For myself, I'd say that these things are usually present in my favourite eps: 1) We either learn something new about Scully, or get to see a facet of her that we don't ordinarily see. 2) She gets to face some kind of danger, be it mortal or emotional, and triumph by her own action (that last bit is really important to me, though I'm willing to let a few eps like Milagro slide past). 3) Her intelligence is not questioned or cheapened by having her ask incredibly stupid questions or have basic scientific information explained to her just so we can have some necessary but often ham-fisted exposition, and in fact, she gets to give us at least one long, dazzling, *plausible* SRE. And in the shallow end, 4) I like it best if she can do all that while looking yummy. So now that I know what I like, let me question why.

It's often said that XF has an unusually large following of women for a show of this genre. I believe that, but I don't know all the stats, so I don't know how many of the women are there for DD/Mulder. Let's just look at OBSSE: mostly women and we're here for Scully. Let's assume that we're but a vocal, technologically advantaged fraction of the many women out there who watch XF because something about Scully speaks to them. Something about this male creation has touched us as women, and over and over I see posts that say our gaze is not merely about objectification of Scully, of observing her and enjoying the observation, but that we are able to pull something from the depiction of this woman that gives us a talisman we carry through our days.

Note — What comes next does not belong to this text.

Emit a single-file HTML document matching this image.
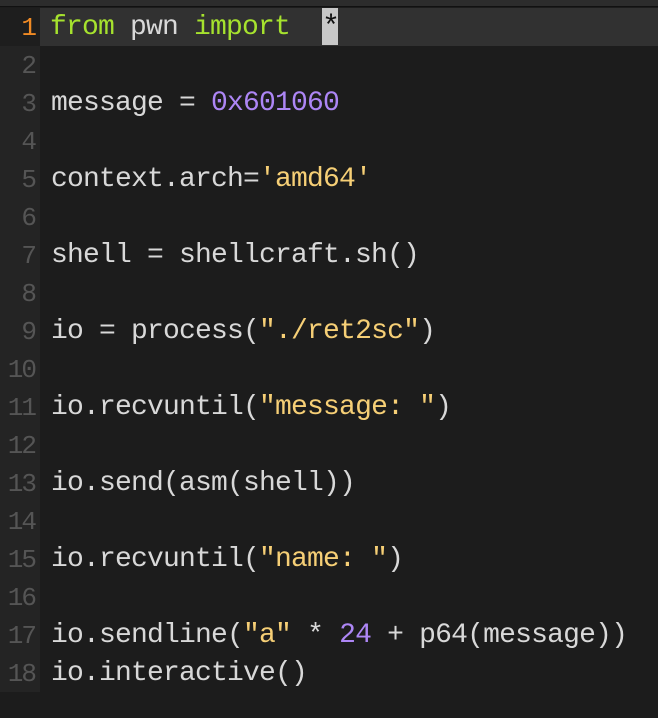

Physically, Scully was a different woman in the first two seasons, one to which I have a much easier time relating. If it were not for her, I'm not sure I wouldn't find Season 4 & 5 Scully visually intimidating, a Vogue layout with a brain. I don't know whose idea it was to give Scully long nails and ever-higher heels, but in terms of versimilitude, both are ludicruous. They make it difficult to perform her job, and Scully's job is everything to her. She is what she does, because she does nothing else; she has left herself no other source of definition. The glamourised version, while yummy as hell, seems much more a male construct, quite deliberately aimed at drawing in viewers with Baywatch brains.

... I loved Season 1 Scully, loved her ordinariness. She was Everywoman. She didn't have much money, but she tried to look good. She was neat and tidy, if not terribly fashionable, and most of the time she couldn't get her hair quite right. She was pretty enough, more on certain days, in a certain kind of light, but not particularly striking. You had to look for her beauty. You had to want to see it, and when you did, it was always a wonderful surprise. Season 1 Scully told me that I didn't have to be beautiful to have value. I just had to be smart, honest, and work hard. This was a woman to whom I could relate. Though I love to look at Glam!Scully as much as any hormonally challenged male of the species, her transformation from cute little caterpillar to exquisite butterfly has, for me, a certain wistful melancholy. Cut my hair, dye it red, dress me in Armani, I still ain't never gonna look that good. Most of us never will. In a society that insists on holding the Gillian Andersons up to our faces and demands that we -- aging and ordinary -- live up to that impossible standard, it hurts. But from the other side I could say that we as women watched one of ours discover her beauty and learn to own it, without coming to rely on it for smoother passage. And though my end result will never be as stunning as hers, I too can learn something from that.